= Prompt =
Quote all lines below exactly. Images stay out.

━━━━━━━━━━━━━━━━

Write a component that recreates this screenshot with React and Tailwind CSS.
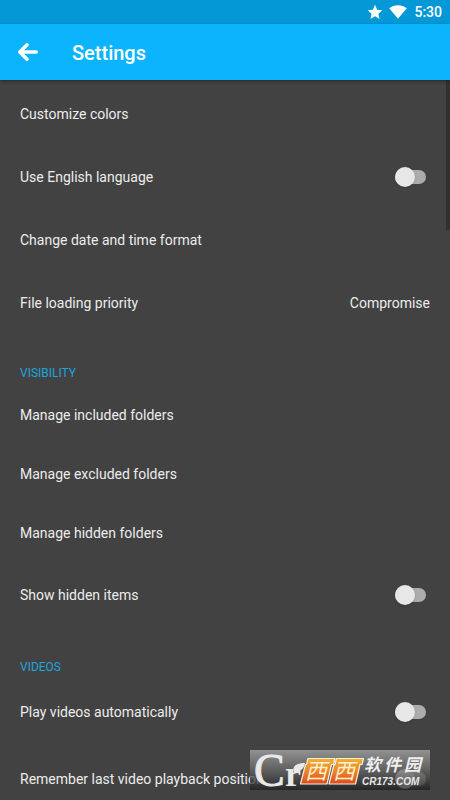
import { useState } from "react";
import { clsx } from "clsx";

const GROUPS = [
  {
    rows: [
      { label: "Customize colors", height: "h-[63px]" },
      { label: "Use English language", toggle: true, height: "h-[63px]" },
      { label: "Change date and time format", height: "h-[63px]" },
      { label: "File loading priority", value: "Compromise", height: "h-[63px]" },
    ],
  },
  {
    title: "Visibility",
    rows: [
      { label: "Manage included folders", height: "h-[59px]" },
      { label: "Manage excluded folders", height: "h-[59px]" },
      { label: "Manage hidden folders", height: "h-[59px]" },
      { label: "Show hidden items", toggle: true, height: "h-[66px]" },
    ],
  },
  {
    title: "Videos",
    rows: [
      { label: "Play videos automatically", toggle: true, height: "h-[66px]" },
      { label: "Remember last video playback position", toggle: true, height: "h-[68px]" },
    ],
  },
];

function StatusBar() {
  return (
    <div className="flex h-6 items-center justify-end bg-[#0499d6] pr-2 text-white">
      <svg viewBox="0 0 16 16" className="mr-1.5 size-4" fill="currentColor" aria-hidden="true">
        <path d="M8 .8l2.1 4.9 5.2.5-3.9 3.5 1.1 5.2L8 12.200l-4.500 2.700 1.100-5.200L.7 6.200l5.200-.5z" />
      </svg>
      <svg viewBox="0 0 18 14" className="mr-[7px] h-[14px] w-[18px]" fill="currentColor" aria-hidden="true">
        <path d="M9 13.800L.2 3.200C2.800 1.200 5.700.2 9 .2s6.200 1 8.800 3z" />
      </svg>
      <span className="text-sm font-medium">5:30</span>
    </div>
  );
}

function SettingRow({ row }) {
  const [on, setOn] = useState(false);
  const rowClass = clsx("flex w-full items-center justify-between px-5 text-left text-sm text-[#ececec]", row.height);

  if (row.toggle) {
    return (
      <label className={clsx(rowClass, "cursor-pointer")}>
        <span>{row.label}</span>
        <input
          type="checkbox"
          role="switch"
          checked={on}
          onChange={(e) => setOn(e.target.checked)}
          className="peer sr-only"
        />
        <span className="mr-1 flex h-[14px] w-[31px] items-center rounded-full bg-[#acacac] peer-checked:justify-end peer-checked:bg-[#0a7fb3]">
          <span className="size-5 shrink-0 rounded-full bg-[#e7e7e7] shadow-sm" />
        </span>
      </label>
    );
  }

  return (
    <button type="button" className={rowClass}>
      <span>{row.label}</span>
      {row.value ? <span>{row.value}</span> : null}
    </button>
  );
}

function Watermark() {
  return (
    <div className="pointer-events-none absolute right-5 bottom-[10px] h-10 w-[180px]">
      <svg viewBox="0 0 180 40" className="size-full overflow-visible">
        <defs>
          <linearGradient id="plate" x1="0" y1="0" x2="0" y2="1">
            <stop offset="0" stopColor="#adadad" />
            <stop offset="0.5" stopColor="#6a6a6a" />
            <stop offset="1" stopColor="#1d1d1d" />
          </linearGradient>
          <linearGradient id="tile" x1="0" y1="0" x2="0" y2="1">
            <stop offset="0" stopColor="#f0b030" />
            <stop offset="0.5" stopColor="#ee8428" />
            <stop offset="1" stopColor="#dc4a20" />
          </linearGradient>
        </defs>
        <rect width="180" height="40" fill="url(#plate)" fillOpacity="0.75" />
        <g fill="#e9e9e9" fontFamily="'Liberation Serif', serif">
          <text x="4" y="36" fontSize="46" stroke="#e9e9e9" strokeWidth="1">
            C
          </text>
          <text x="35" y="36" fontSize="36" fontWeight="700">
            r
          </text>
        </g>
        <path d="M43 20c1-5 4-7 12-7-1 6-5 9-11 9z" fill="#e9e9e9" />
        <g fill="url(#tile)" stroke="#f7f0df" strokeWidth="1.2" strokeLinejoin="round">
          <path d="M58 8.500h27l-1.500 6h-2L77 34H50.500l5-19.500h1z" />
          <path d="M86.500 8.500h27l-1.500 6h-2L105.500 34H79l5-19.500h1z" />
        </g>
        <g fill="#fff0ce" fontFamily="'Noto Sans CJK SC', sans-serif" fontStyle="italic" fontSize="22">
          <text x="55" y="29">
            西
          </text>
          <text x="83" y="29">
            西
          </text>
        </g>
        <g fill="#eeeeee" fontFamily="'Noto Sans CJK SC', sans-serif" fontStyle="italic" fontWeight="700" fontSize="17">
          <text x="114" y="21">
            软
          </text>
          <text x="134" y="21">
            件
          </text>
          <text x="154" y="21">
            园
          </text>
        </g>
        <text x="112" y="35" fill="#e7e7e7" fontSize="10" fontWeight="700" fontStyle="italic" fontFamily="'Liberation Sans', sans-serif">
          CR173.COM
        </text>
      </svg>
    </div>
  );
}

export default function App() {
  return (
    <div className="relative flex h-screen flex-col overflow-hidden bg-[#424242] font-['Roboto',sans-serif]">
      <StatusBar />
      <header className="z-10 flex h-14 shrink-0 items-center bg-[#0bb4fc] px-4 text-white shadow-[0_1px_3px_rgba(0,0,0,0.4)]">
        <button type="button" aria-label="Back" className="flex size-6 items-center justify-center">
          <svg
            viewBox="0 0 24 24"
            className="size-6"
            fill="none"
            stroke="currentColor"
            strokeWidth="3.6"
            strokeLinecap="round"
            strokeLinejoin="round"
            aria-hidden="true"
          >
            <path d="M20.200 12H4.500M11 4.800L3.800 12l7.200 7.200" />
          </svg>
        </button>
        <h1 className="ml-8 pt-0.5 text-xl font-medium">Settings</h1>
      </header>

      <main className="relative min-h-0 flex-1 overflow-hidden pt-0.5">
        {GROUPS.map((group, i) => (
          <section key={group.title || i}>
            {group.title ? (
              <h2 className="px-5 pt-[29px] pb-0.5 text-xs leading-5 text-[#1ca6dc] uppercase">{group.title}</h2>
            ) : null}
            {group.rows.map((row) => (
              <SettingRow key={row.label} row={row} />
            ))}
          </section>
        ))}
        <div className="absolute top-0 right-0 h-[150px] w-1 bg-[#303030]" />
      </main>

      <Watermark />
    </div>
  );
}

━━━━━━━━━━━━━━━━

= Exercise response =
Write a component that recreates this screenshot with React and Tailwind CSS.
import { useState } from "react";
import { clsx } from "clsx";

const GROUPS = [
  {
    rows: [
      { label: "Customize colors", height: "h-[63px]" },
      { label: "Use English language", toggle: true, height: "h-[63px]" },
      { label: "Change date and time format", height: "h-[63px]" },
      { label: "File loading priority", value: "Compromise", height: "h-[63px]" },
    ],
  },
  {
    title: "Visibility",
    rows: [
      { label: "Manage included folders", height: "h-[59px]" },
      { label: "Manage excluded folders", height: "h-[59px]" },
      { label: "Manage hidden folders", height: "h-[59px]" },
      { label: "Show hidden items", toggle: true, height: "h-[66px]" },
    ],
  },
  {
    title: "Videos",
    rows: [
      { label: "Play videos automatically", toggle: true, height: "h-[66px]" },
      { label: "Remember last video playback position", toggle: true, height: "h-[68px]" },
    ],
  },
];

function StatusBar() {
  return (
    <div className="flex h-6 items-center justify-end bg-[#0499d6] pr-2 text-white">
      <svg viewBox="0 0 16 16" className="mr-1.5 size-4" fill="currentColor" aria-hidden="true">
        <path d="M8 .8l2.1 4.9 5.2.5-3.9 3.5 1.1 5.2L8 12.200l-4.500 2.700 1.100-5.200L.7 6.200l5.200-.5z" />
      </svg>
      <svg viewBox="0 0 18 14" className="mr-[7px] h-[14px] w-[18px]" fill="currentColor" aria-hidden="true">
        <path d="M9 13.800L.2 3.200C2.800 1.200 5.700.2 9 .2s6.200 1 8.800 3z" />
      </svg>
      <span className="text-sm font-medium">5:30</span>
    </div>
  );
}

function SettingRow({ row }) {
  const [on, setOn] = useState(false);
  const rowClass = clsx("flex w-full items-center justify-between px-5 text-left text-sm text-[#ececec]", row.height);

  if (row.toggle) {
    return (
      <label className={clsx(rowClass, "cursor-pointer")}>
        <span>{row.label}</span>
        <input
          type="checkbox"
          role="switch"
          checked={on}
          onChange={(e) => setOn(e.target.checked)}
          className="peer sr-only"
        />
        <span className="mr-1 flex h-[14px] w-[31px] items-center rounded-full bg-[#acacac] peer-checked:justify-end peer-checked:bg-[#0a7fb3]">
          <span className="size-5 shrink-0 rounded-full bg-[#e7e7e7] shadow-sm" />
        </span>
      </label>
    );
  }

  return (
    <button type="button" className={rowClass}>
      <span>{row.label}</span>
      {row.value ? <span>{row.value}</span> : null}
    </button>
  );
}

function Watermark() {
  return (
    <div className="pointer-events-none absolute right-5 bottom-[10px] h-10 w-[180px]">
      <svg viewBox="0 0 180 40" className="size-full overflow-visible">
        <defs>
          <linearGradient id="plate" x1="0" y1="0" x2="0" y2="1">
            <stop offset="0" stopColor="#adadad" />
            <stop offset="0.5" stopColor="#6a6a6a" />
            <stop offset="1" stopColor="#1d1d1d" />
          </linearGradient>
          <linearGradient id="tile" x1="0" y1="0" x2="0" y2="1">
            <stop offset="0" stopColor="#f0b030" />
            <stop offset="0.5" stopColor="#ee8428" />
            <stop offset="1" stopColor="#dc4a20" />
          </linearGradient>
        </defs>
        <rect width="180" height="40" fill="url(#plate)" fillOpacity="0.75" />
        <g fill="#e9e9e9" fontFamily="'Liberation Serif', serif">
          <text x="4" y="36" fontSize="46" stroke="#e9e9e9" strokeWidth="1">
            C
          </text>
          <text x="35" y="36" fontSize="36" fontWeight="700">
            r
          </text>
        </g>
        <path d="M43 20c1-5 4-7 12-7-1 6-5 9-11 9z" fill="#e9e9e9" />
        <g fill="url(#tile)" stroke="#f7f0df" strokeWidth="1.2" strokeLinejoin="round">
          <path d="M58 8.500h27l-1.500 6h-2L77 34H50.500l5-19.500h1z" />
          <path d="M86.500 8.500h27l-1.500 6h-2L105.500 34H79l5-19.500h1z" />
        </g>
        <g fill="#fff0ce" fontFamily="'Noto Sans CJK SC', sans-serif" fontStyle="italic" fontSize="22">
          <text x="55" y="29">
            西
          </text>
          <text x="83" y="29">
            西
          </text>
        </g>
        <g fill="#eeeeee" fontFamily="'Noto Sans CJK SC', sans-serif" fontStyle="italic" fontWeight="700" fontSize="17">
          <text x="114" y="21">
            软
          </text>
          <text x="134" y="21">
            件
          </text>
          <text x="154" y="21">
            园
          </text>
        </g>
        <text x="112" y="35" fill="#e7e7e7" fontSize="10" fontWeight="700" fontStyle="italic" fontFamily="'Liberation Sans', sans-serif">
          CR173.COM
        </text>
      </svg>
    </div>
  );
}

export default function App() {
  return (
    <div className="relative flex h-screen flex-col overflow-hidden bg-[#424242] font-['Roboto',sans-serif]">
      <StatusBar />
      <header className="z-10 flex h-14 shrink-0 items-center bg-[#0bb4fc] px-4 text-white shadow-[0_1px_3px_rgba(0,0,0,0.4)]">
        <button type="button" aria-label="Back" className="flex size-6 items-center justify-center">
          <svg
            viewBox="0 0 24 24"
            className="size-6"
            fill="none"
            stroke="currentColor"
            strokeWidth="3.6"
            strokeLinecap="round"
            strokeLinejoin="round"
            aria-hidden="true"
          >
            <path d="M20.200 12H4.500M11 4.800L3.800 12l7.200 7.200" />
          </svg>
        </button>
        <h1 className="ml-8 pt-0.5 text-xl font-medium">Settings</h1>
      </header>

      <main className="relative min-h-0 flex-1 overflow-hidden pt-0.5">
        {GROUPS.map((group, i) => (
          <section key={group.title || i}>
            {group.title ? (
              <h2 className="px-5 pt-[29px] pb-0.5 text-xs leading-5 text-[#1ca6dc] uppercase">{group.title}</h2>
            ) : null}
            {group.rows.map((row) => (
              <SettingRow key={row.label} row={row} />
            ))}
          </section>
        ))}
        <div className="absolute top-0 right-0 h-[150px] w-1 bg-[#303030]" />
      </main>

      <Watermark />
    </div>
  );
}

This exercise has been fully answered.